## AIM
List each line of the data in which the string "this" appears.

## RECORDED DATA
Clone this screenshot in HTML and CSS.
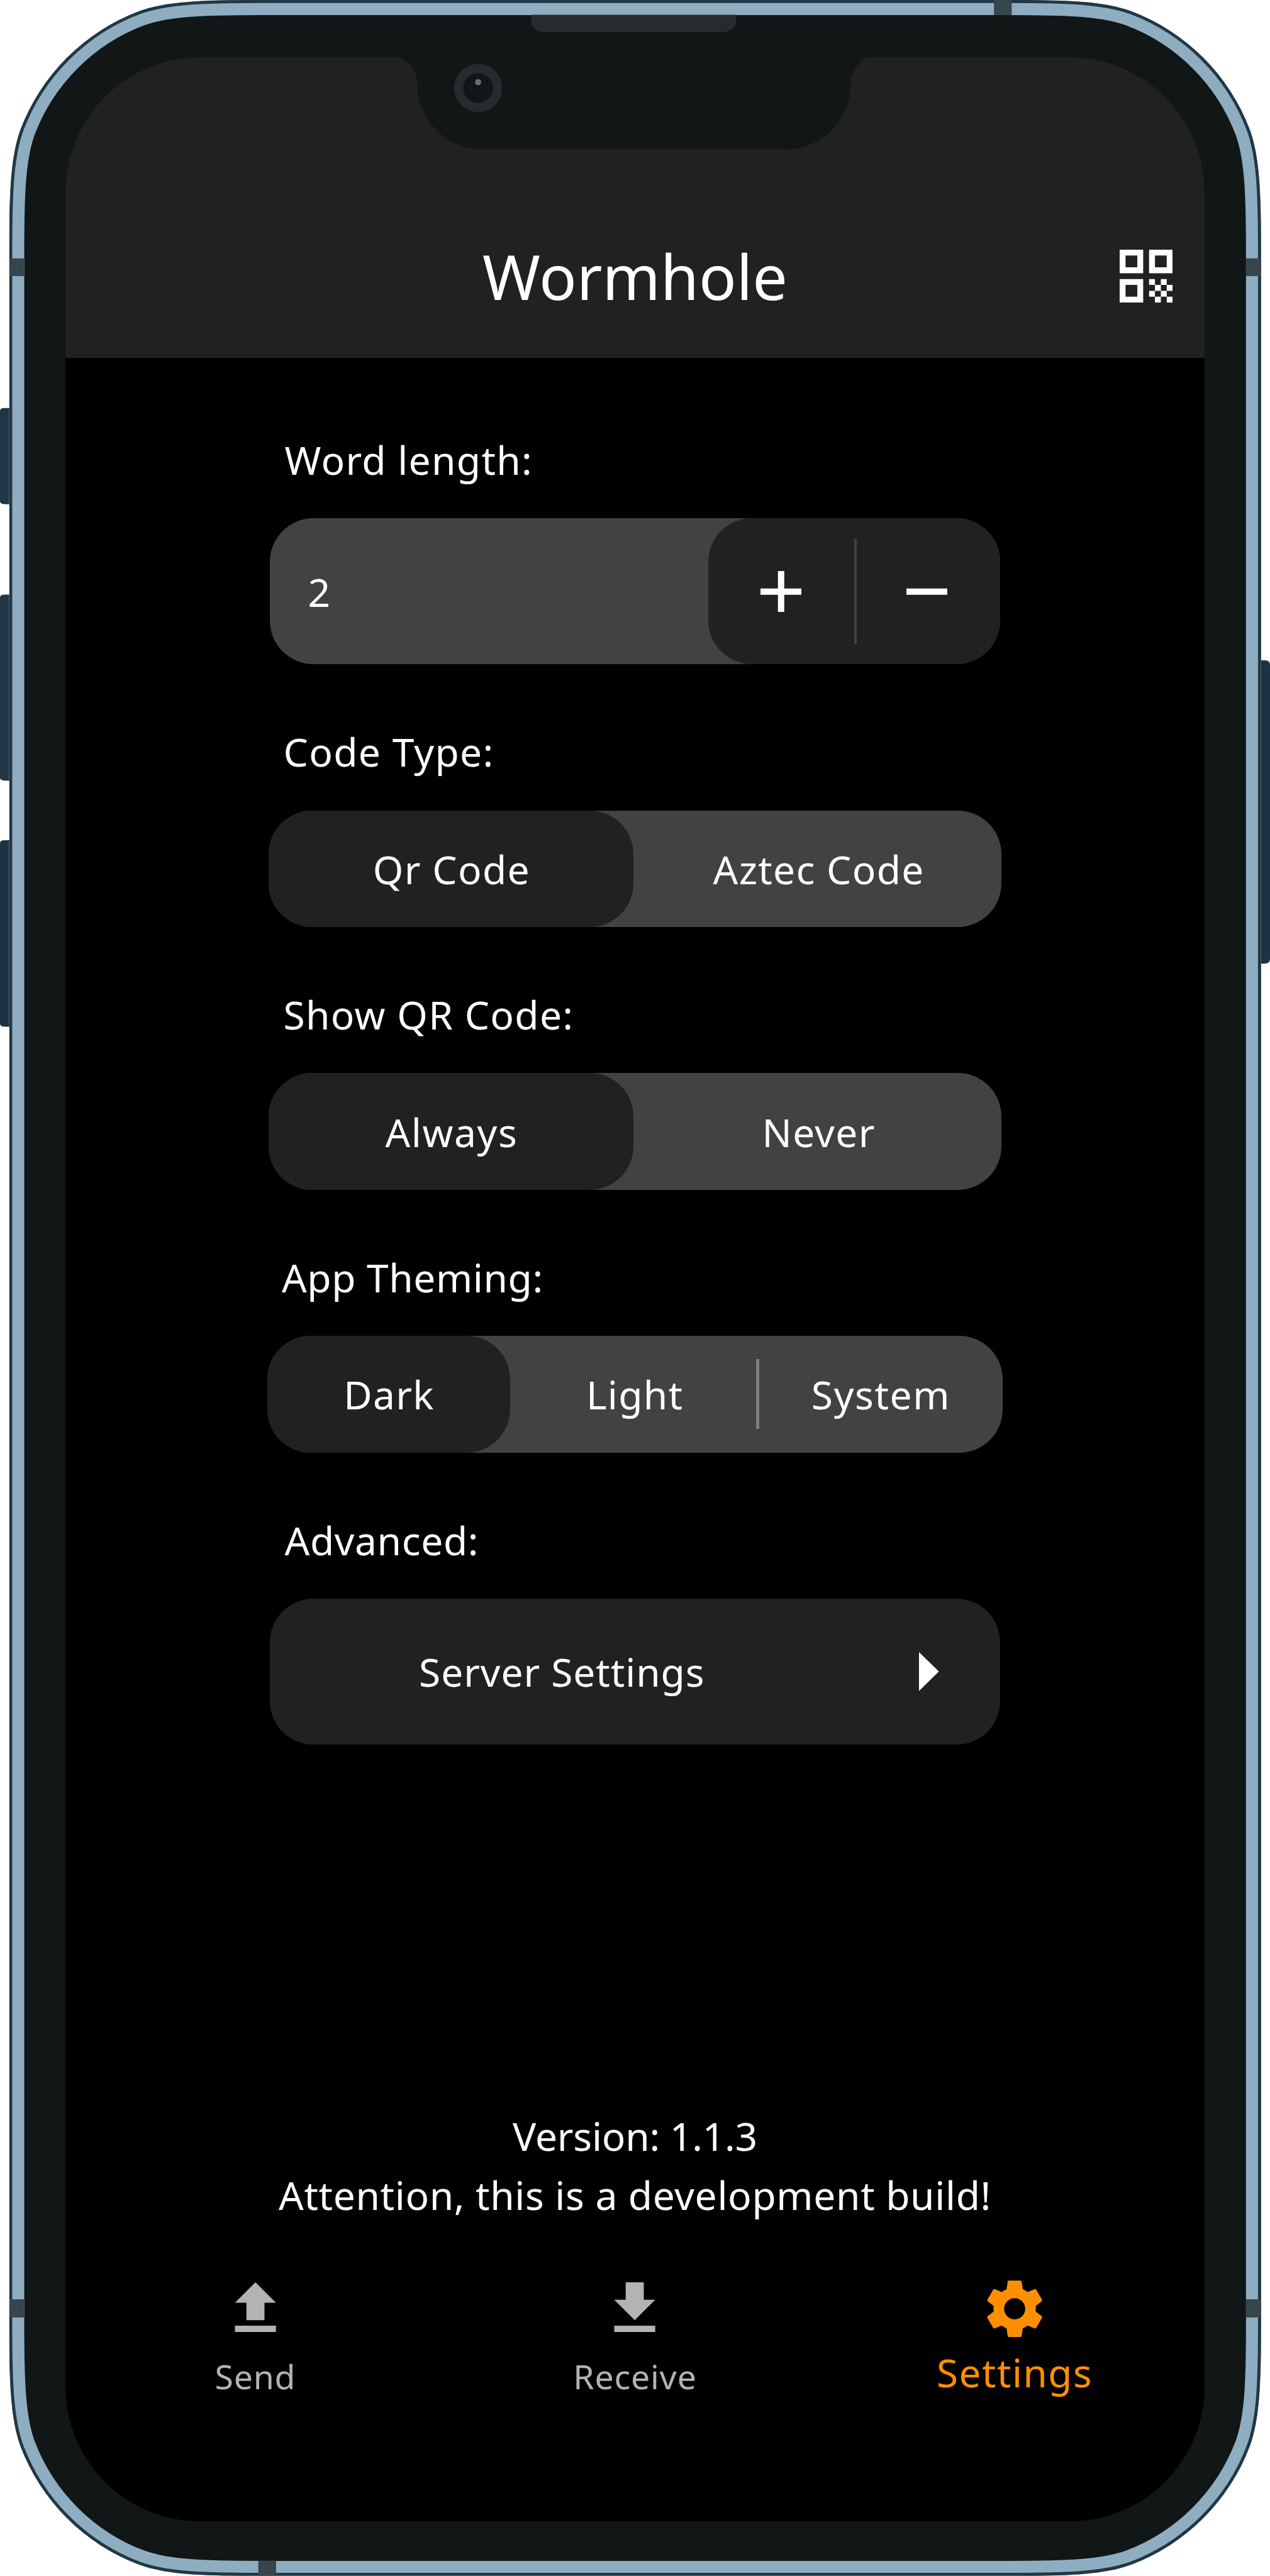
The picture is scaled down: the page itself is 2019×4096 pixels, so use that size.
FILE: index.html
```html
<!DOCTYPE html>
<html lang="en">
<head>
<meta charset="utf-8">
<title>Wormhole</title>
<link rel="stylesheet" href="styles.css">
</head>
<body>
<div class="phone">
  <svg class="device" viewBox="0 0 2619 5313" aria-hidden="true">
    <defs>
      <path id="body" d="M19 520C19 400 21.500 325 42 268A420 420 0 0 1 287 23C344 2.500 419 0 539 0H2080.500C2200.500 0 2275.500 2.500 2332.500 23A420 420 0 0 1 2577.500 268C2598 325 2600.500 400 2600.500 520V4793C2600.500 4913 2598 4988 2577.500 5045A420 420 0 0 1 2332.500 5290C2275.500 5310.500 2200.500 5313 2080.500 5313H539C419 5313 344 5310.500 287 5290A420 420 0 0 1 42 5045C21.500 4988 19 4913 19 4793Z"/>
      <clipPath id="body-clip"><use href="#body"/></clipPath>
    </defs>
    <g class="keys">
      <path d="M20 841.500H10Q0 841.500 0 847V1034Q0 1040 10 1040H20Z"/>
      <path d="M20 1226.500H10Q0 1226.500 0 1232V1604Q0 1610 10 1610H20Z"/>
      <path class="key-blue" d="M20 1733H10Q0 1733 0 1739V2111Q0 2117.500 10 2117.500H20Z"/>
      <path class="key-blue" d="M2600 1362H2609Q2619 1362 2619 1371V1978Q2619 1987.500 2609 1987.500H2600Z"/>
    </g>
    <g clip-path="url(#body-clip)">
      <use href="#body" class="bezel"/>
      <use href="#body" class="rim"/>
      <use href="#body" class="edge"/>
      <g class="antenna">
        <rect x="19" y="533" width="30.500" height="36.500"/>
        <rect x="2569.500" y="533" width="31" height="36.500"/>
        <rect x="2049.700" y="0" width="36.600" height="31"/>
        <rect x="19" y="4742.500" width="30.500" height="37.500"/>
        <rect x="2569.500" y="4742.500" width="31" height="37.500"/>
        <rect x="532.700" y="5281.500" width="36.700" height="32"/>
      </g>
    </g>
    <path class="seam" d="M18.500 844V1037M18.500 1229V1607M18.500 1736V2114M2600.500 1365V1984"/>
    <path class="speaker" d="M1095.500 30.500H1518V43Q1518 60 1496 66H1118Q1095.500 60 1095.500 43Z"/>
  </svg>

  <div class="screen">
    <header class="appbar">
      <h1 class="title">Wormhole</h1>
      <svg class="qr" viewBox="0 0 9 9" aria-hidden="true">
        <path fill-rule="evenodd" d="M0 0h4v4H0zM1 1v2h2V1zM5 0h4v4H5zM6 1v2h2V1zM0 5h4v4H0zM1 6v2h2V6z"/>
        <path d="M5 5h1v1H5zM7 5h1v1H7zM6 6h1v1H6zM8 6h1v1H8zM5 7h1v1H5zM7 7h1v1H7zM6 8h1v1H6zM8 8h1v1H8z"/>
      </svg>
    </header>

    <main class="settings">
      <section class="group">
        <h2 class="label">Word length:</h2>
        <div class="stepper">
          <span class="value">2</span>
          <div class="buttons">
            <svg class="sign" viewBox="0 0 85 85"><path d="M36 0h13v36h36v13H49v36H36V49H0V36h36z"/></svg>
            <span class="divider"></span>
            <svg class="sign" viewBox="0 0 85 85"><path d="M0 36h85v13H0z"/></svg>
          </div>
        </div>
      </section>
      <section class="group group-two">
        <h2 class="label">Code Type:</h2>
        <div class="segments">
          <span class="option selected">Qr Code</span>
          <span class="option">Aztec Code</span>
        </div>
      </section>
      <section class="group group-two">
        <h2 class="label">Show QR Code:</h2>
        <div class="segments">
          <span class="option option-wide selected">Always</span>
          <span class="option">Never</span>
        </div>
      </section>
      <section class="group group-three">
        <h2 class="label label-tight">App Theming:</h2>
        <div class="segments">
          <span class="option selected">Dark</span>
          <span class="option">Light</span>
          <span class="option option-wide split">System</span>
        </div>
      </section>
      <section class="group">
        <h2 class="label label-tight">Advanced:</h2>
        <div class="link">
          <span class="link-text">Server Settings</span>
          <svg class="arrow" viewBox="0 0 41 80"><path d="M0 0L41 40L0 80z"/></svg>
        </div>
      </section>
      <footer class="about">
        <p class="version">Version: 1.1.3</p>
        <p class="build">Attention, this is a development build!</p>
      </footer>
    </main>

    <nav class="tabs">
      <a class="tab">
        <svg class="tab-icon" viewBox="0 0 145.500 145.500"><path d="M72.750 18L115 60.400H91.400V96.300H54.100V60.400H30.500zM30.500 107.600H115V120.800H30.500z"/></svg>
        <span>Send</span>
      </a>
      <a class="tab">
        <svg class="tab-icon" viewBox="0 0 145.500 145.500"><path d="M54.100 18H91.400V54H115L72.750 96.400L30.500 54H54.100zM30.500 107.600H115V120.800H30.500z"/></svg>
        <span>Receive</span>
      </a>
      <a class="tab active">
        <svg class="tab-icon" viewBox="0 0 24 24"><path d="M19.140 12.940c.04-.3.06-.61.06-.94 0-.32-.02-.64-.07-.94l2.030-1.580c.18-.14.23-.41.12-.61l-1.920-3.320c-.12-.22-.37-.29-.59-.22l-2.390.96c-.5-.38-1.030-.7-1.620-.94L14.400 2.810c-.04-.24-.24-.41-.48-.41h-3.840c-.24 0-.43.17-.47.41L9.250 5.350c-.59.24-1.130.57-1.620.94L5.240 5.330c-.22-.08-.47 0-.59.22L2.740 8.870c-.12.21-.08.47.12.61l2.030 1.580c-.05.3-.09.63-.09.94s.02.64.07.94l-2.030 1.580c-.18.14-.23.41-.12.61l1.920 3.320c.12.22.37.29.59.22l2.390-.96c.5.38 1.030.7 1.620.94l.36 2.540c.05.24.24.41.48.41h3.840c.24 0 .44-.17.47-.41l.36-2.540c.59-.24 1.130-.56 1.620-.94l2.390.96c.22.08.47 0 .59-.22l1.920-3.320c.12-.22.07-.47-.12-.61zM12 15.600c-1.980 0-3.600-1.620-3.600-3.600s1.620-3.600 3.600-3.600 3.600 1.620 3.600 3.600-1.620 3.600-3.600 3.600z"/></svg>
        <span>Settings</span>
      </a>
    </nav>

    <svg class="notch" viewBox="0 0 970 191" aria-hidden="true">
      <path d="M0 0C23 10 38 30 38 55A136 136 0 0 0 174 190.500H796A136 136 0 0 0 932 55C932 30 947 10 966 0Z"/>
      <circle class="lens-ring" cx="163.600" cy="63.500" r="40.200"/>
      <circle class="lens-glint" cx="163.600" cy="51.500" r="6.300"/>
    </svg>
  </div>
</div>
</body>
</html>
```

FILE: styles.css
```css
/* 1rem is 1/26.19 of the window width, so the device scales as a whole */
html {
  font-size: calc(100vw / 26.19);
  background: #fff;
}

body {
  margin: 0;
  font-family: "Noto Sans", sans-serif;
  color: #fff;
}

h1, h2, p {
  margin: 0;
  font-weight: 400;
}

svg {
  display: block;
  fill: currentColor;
}

.phone {
  position: relative;
  box-sizing: border-box;
  width: 26.19rem;
  height: 53.13rem;
  padding: 1.18rem 1.35rem 1.12rem;
  overflow: hidden;
}

/* device shell */
.device {
  position: absolute;
  inset: 0;
  width: 100%;
  height: 100%;
}

.keys { fill: #213743; }
.key-blue { fill: #1c3344; }
.bezel { fill: #111616; }
.rim { fill: none; stroke: #8fadc1; stroke-width: 62; }
.edge { fill: none; stroke: #213744; stroke-width: 12.500; }
.antenna { fill: #37454c; }
.seam { fill: none; stroke: #5c6a6f; stroke-width: 1; }
.speaker { fill: #262b2e; }

.notch {
  position: absolute;
  top: 0;
  left: 6.87rem;
  width: 9.7rem;
  height: 1.91rem;
  fill: #111616;
}

.lens-ring { stroke: #262b2e; stroke-width: 18.700; }
.lens-glint { fill: #647175; }

/* screen */
.screen {
  position: relative;
  display: flex;
  flex-direction: column;
  height: 50.83rem;
  width: 23.49rem;
  border-radius: 2.78rem;
  overflow: hidden;
  background: #000;
  font-size: .808rem;
  line-height: 1rem;
  letter-spacing: .0168rem;
}

.appbar {
  box-sizing: border-box;
  flex: none;
  display: grid;
  grid-template-columns: 1fr auto 1fr;
  align-items: center;
  height: 6.197rem;
  padding: 2.826rem .661rem 0;
  background: #212121;
}

.title {
  grid-column: 2;
  font-size: 1.282rem;
  line-height: 1.5rem;
  letter-spacing: 0;
}

.qr {
  justify-self: end;
  width: 1.092rem;
  height: 1.092rem;
}

.settings {
  flex: 1;
  display: flex;
  flex-direction: column;
  align-items: center;
  gap: 1.297rem;
  padding-top: 1.6rem;
}

.group { width: 15.05rem; }
.group-two { width: 15.1rem; }
.group-three { width: 15.17rem; }

.label {
  margin-bottom: .717rem;
  padding-left: .3rem;
  font-size: inherit;
}

.label-tight { letter-spacing: .008rem; }

.stepper {
  display: flex;
  justify-content: space-between;
  align-items: center;
  height: 3.01rem;
  border-radius: .9rem;
  background: #424242;
}

.value { padding-left: .78rem; }

.buttons {
  display: flex;
  align-items: center;
  justify-content: space-between;
  box-sizing: border-box;
  width: 6.01rem;
  height: 100%;
  padding: 0 1.08rem 0 1.07rem;
  border-radius: .9rem;
  background: #212121;
}

.sign {
  width: .85rem;
  height: .85rem;
}

.divider {
  width: .06rem;
  height: 2.175rem;
  margin-left: .06rem;
  background: #424242;
}

.segments {
  display: flex;
  height: 2.405rem;
  border-radius: .9rem;
  background: #424242;
}

.option {
  box-sizing: border-box;
  flex: 1;
  display: flex;
  align-items: center;
  justify-content: center;
  padding-left: .06rem;
}

.option-wide { letter-spacing: .021rem; }

.selected {
  padding-left: .015rem;
  border-radius: .9rem;
  background: #212121;
}

.group-two .selected { flex: none; width: 7.52rem; }
.group-three .selected { flex: none; width: 5.015rem; }

/* option with a rule on its left edge */
.split {
  flex: none;
  width: 5.085rem;
  padding-left: 0;
}

.split::before {
  content: "";
  width: .06rem;
  height: 1.44rem;
  margin-right: auto;
  background: #808080;
}

.split::after {
  content: "";
  margin-left: auto;
}

.link {
  display: flex;
  align-items: center;
  justify-content: space-between;
  height: 3.01rem;
  box-sizing: border-box;
  padding: 0 1.255rem 0 3.07rem;
  border-radius: .9rem;
  background: #212121;
}

.link-text { letter-spacing: .012rem; }

.arrow {
  width: .41rem;
  height: .8rem;
}

.about {
  margin-top: auto;
  text-align: center;
  line-height: 1.21rem;
}

.version { letter-spacing: -.003rem; }
.build { letter-spacing: .0085rem; }

/* bottom navigation */
.tabs {
  flex: none;
  box-sizing: border-box;
  display: grid;
  grid-template-columns: repeat(3, 1fr);
  height: 6.142rem;
  padding-top: 1.024rem;
}

.tab {
  display: flex;
  flex-direction: column;
  align-items: center;
  gap: .162rem;
  color: #b3b3b3;
  font-size: .694rem;
  letter-spacing: .011rem;
}

.tab-icon {
  width: 1.455rem;
  height: 1.455rem;
}

.active {
  gap: .09rem;
  color: #ff8f00;
  font-size: .804rem;
  letter-spacing: .02rem;
}
```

## TASK SOLUTION
Clone this screenshot in HTML and CSS.
        <p class="build">Attention, this is a development build!</p>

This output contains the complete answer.